そして毎年、6月の土砂災害防止月間には「土砂災害防止全国の集い」が開催されています。43回目となる今年は宮城県で開催され、「岩手・宮城内陸地震」(2008年)と「令和元年東日本台風」(2019年)の二つの土砂災害を経験した宮城県より複合災害に備える、をテーマに開催されます。こうしたイベントなどを通じて多くの方に砂防を知っていただく機会にできればと考えています。
――国土の約75%が山地であり、豊かな自然に囲まれているわが国。また「災害大国」と呼ばれるほど自然災害の発生率も高いことから、砂防政策の重要性は増すばかりです。最後に砂防政策・土砂災害対策の実現に向けた今後の展望、あるいは政策実現に向けた思いや意気込みについてお聞かせください。

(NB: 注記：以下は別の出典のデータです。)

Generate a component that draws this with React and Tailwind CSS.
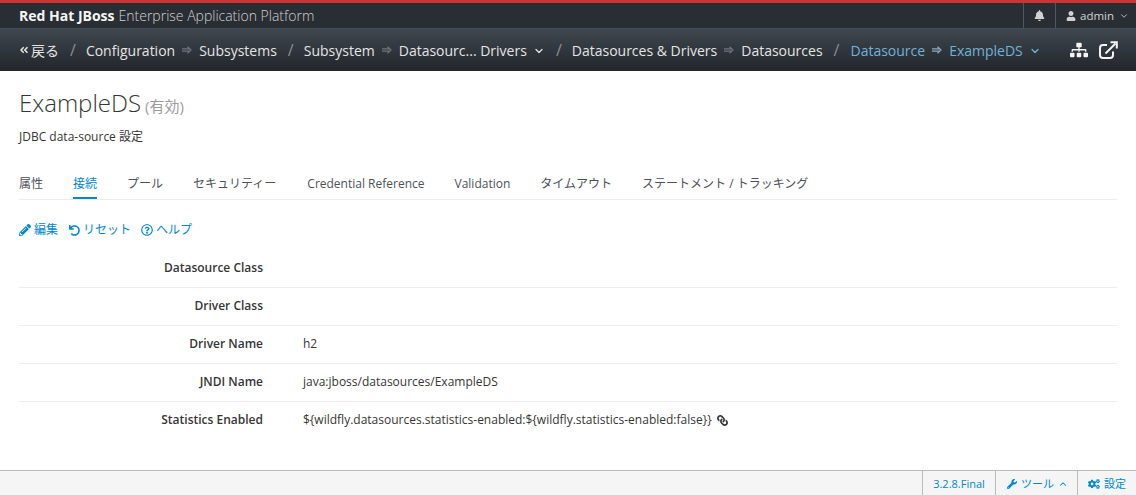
import React from 'react'
import { FaBell, FaUser, FaSitemap, FaPencilAlt, FaUndo, FaRegQuestionCircle, FaLink, FaWrench, FaCogs, FaAngleDoubleLeft } from 'react-icons/fa'
import { LuChevronDown, LuChevronUp } from 'react-icons/lu'

const font = { fontFamily: '"Open Sans", "Noto Sans CJK JP", sans-serif' }

const tabs = ['属性', '接続', 'プール', 'セキュリティー', 'Credential Reference', 'Validation', 'タイムアウト', 'ステートメント / トラッキング']

const rows = [
  { label: 'Datasource Class', value: '' },
  { label: 'Driver Class', value: '' },
  { label: 'Driver Name', value: 'h2' },
  { label: 'JNDI Name', value: 'java:jboss/datasources/ExampleDS' },
  { label: 'Statistics Enabled', value: '${wildfly.datasources.statistics-enabled:${wildfly.statistics-enabled:false}}', link: true },
]

function Slash() {
  return <span className="ml-[11px] mr-[10px] text-[16px] text-[#8b8d8f]">/</span>
}

function Arrow({ blue }) {
  return (
    <svg viewBox="0 0 10 8" className={`mx-[7px] h-[8px] w-[10px] ${blue ? 'text-[#8fa9ba]' : 'text-[#6f7479]'}`} fill="none" stroke="currentColor" strokeWidth="1.2">
      <path d="M0 2.8h7.5M0 5.2h7.5M5.5 0.8L9 4L5.5 7.2" />
    </svg>
  )
}

export default function App() {
  return (
    <div className="flex h-[495px] w-[1136px] flex-col overflow-hidden bg-white text-[12px] text-[#363636]" style={font}>
      <header className="flex h-[28px] shrink-0 items-center border-t-[3px] border-[#cc3333] bg-[#292e34] pl-[19px]">
        <span className="text-[14px] font-bold text-[#f5f5f5]">Red Hat JBoss</span>
        <span className="ml-[4px] text-[14px] font-light text-[#d1d1d1]">Enterprise Application Platform</span>
        <div className="ml-auto flex h-full items-center text-[#d1d1d1]">
          <div className="flex h-full w-[32px] items-center justify-center border-l border-[#53565b]">
            <FaBell className="text-[11px]" />
          </div>
          <div className="flex h-full w-[81px] items-center border-l border-[#53565b] pl-[10px] text-[11.5px]">
            <FaUser className="mr-[4px] text-[10px]" />
            admin
            <LuChevronDown className="ml-[5px] text-[10px]" />
          </div>
        </div>
      </header>

      <nav className="flex h-[43px] shrink-0 items-center whitespace-nowrap border-t border-[#474c50] bg-gradient-to-b from-[#3f4750] to-[#22262b] pl-[19px] pr-[18px] text-[14px] text-[#e4e4e4]">
        <FaAngleDoubleLeft className="mr-[2px] text-[10px]" />
        <span>戻る</span>
        <Slash />
        <span>Configuration</span>
        <Arrow />
        <span>Subsystems</span>
        <Slash />
        <span>Subsystem</span>
        <Arrow />
        <span>Datasourc... Drivers</span>
        <LuChevronDown className="ml-[6px] mt-[2px] text-[12px]" strokeWidth={2.5} />
        <Slash />
        <span>Datasources &amp; Drivers</span>
        <Arrow />
        <span>Datasources</span>
        <Slash />
        <span className="ml-px text-[#70b2d6]">Datasource</span>
        <Arrow blue />
        <span className="text-[#70b2d6]">ExampleDS</span>
        <LuChevronDown className="ml-[6px] mt-[2px] text-[12px] text-[#70b2d6]" strokeWidth={2.5} />
        <div className="ml-auto flex items-center gap-[11px] text-[#f5f5f5]">
          <FaSitemap className="text-[18px]" />
          <svg viewBox="0 0 19 18" className="h-[18px] w-[19px]" fill="none" stroke="currentColor" strokeWidth="2">
            <path d="M14 10.5V14a3 3 0 0 1-3 3H4a3 3 0 0 1-3-3V7a3 3 0 0 1 3-3h4" />
            <path d="M6.5 12.5L16.5 2.5" />
            <path d="M11.5 1.2h6.3v6.3" strokeLinejoin="miter" />
          </svg>
        </div>
      </nav>

      <main className="flex-1 px-[19px]">
        <h1 className="mt-[15px] flex items-baseline text-[24px] leading-[33px] font-light text-[#363636]">
          ExampleDS
          <small className="ml-[4px] text-[15px] font-normal text-[#9c9c9c]">(有効)</small>
        </h1>
        <p className="mt-[5px] leading-[18px]">JDBC data-source 設定</p>

        <div className="mt-[22px] flex gap-[30px] border-b border-[#ededed]">
          {tabs.map((tab, i) => (
            <div
              key={tab}
              className={`h-[31px] pt-[7px] leading-[18px] ${i === 1 ? 'border-b-2 border-[#0088ce] text-[#0088ce]' : 'text-[#4d5258]'} ${i === 3 ? 'pr-px' : ''}`}
            >
              {tab}
            </div>
          ))}
        </div>

        <div className="mt-[21px] flex h-[18px] items-center text-[#0088ce]">
          <FaPencilAlt className="mr-[3px] text-[12px]" />
          <span>編集</span>
          <FaUndo className="ml-[11px] mr-[3px] text-[11px]" />
          <span>リセット</span>
          <FaRegQuestionCircle className="ml-[10px] mr-[3px] text-[12px]" />
          <span>ヘルプ</span>
        </div>

        <div className="mt-[11px]">
          {rows.map((row, i) => (
            <div key={row.label} className={`flex h-[38px] items-center pb-[2px] ${i < rows.length - 1 ? 'border-b border-[#ededed]' : ''}`}>
              <div className="w-[244px] text-right font-semibold">{row.label}</div>
              <div className="ml-[40px] flex items-center">
                {row.value}
                {row.link && <FaLink className="ml-[5px] -scale-x-100 text-[11px]" />}
              </div>
            </div>
          ))}
        </div>
      </main>

      <footer className="flex h-[25px] shrink-0 items-center justify-end border-t border-[#bbbbbb] bg-[#f5f5f5] text-[11px] text-[#0088ce]">
        <div className="flex h-full w-[73px] items-center justify-center border-l border-[#bbbbbb] pt-[2px]">3.2.8.Final</div>
        <div className="flex h-full w-[82px] items-center border-l border-[#bbbbbb] pl-[11px] pt-[2px]">
          <FaWrench className="mr-[4px] text-[10px]" />
          ツール
          <LuChevronUp className="ml-[4px] text-[10px]" strokeWidth={2.5} />
        </div>
        <div className="flex h-full items-center border-l border-[#bbbbbb] px-[10px] pt-[2px]">
          <FaCogs className="mr-[4px] text-[12px]" />
          設定
        </div>
      </footer>
    </div>
  )
}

草野 冒頭の繰り返しになりますが、自然災害が激甚化・頻発化しています。特に雨の降り方が激しくなってきており、土砂災害発生の件数も確実に増加しています。激しさを増す土砂災害を防ぐために最も効果的なのは砂防施設などのハード対策ですので、国土強靱化の予算を含めて、必要な予算はしっかりと確保していかなければいけません。しかし、「いのち」や「くらし」を守る防災とはいえ、予算も無限にあるわけではありませんので先述したDXの活用などで省人化、省力化を図ることはもちろん、それ以外にも例えば砂防施設の設計を状況にあわせて変化させたり、災害の発生規模を想定して必要十分な施設規模に抑えて、設置箇所を増やすなど、新しい防災の取り組みを進めていく必要があるとも考えています。
また「みどり」で守るに関連してですが、せっかく多くの山地・森林を有するわが国ですのでグリーンインフラやネイチャー・ベスト・ソリューションなど自然の力を活用することで斜面崩壊を防ぐ、そんな防災にも砂防らしく力を入れていければと考えています。
――本日はありがとうございました。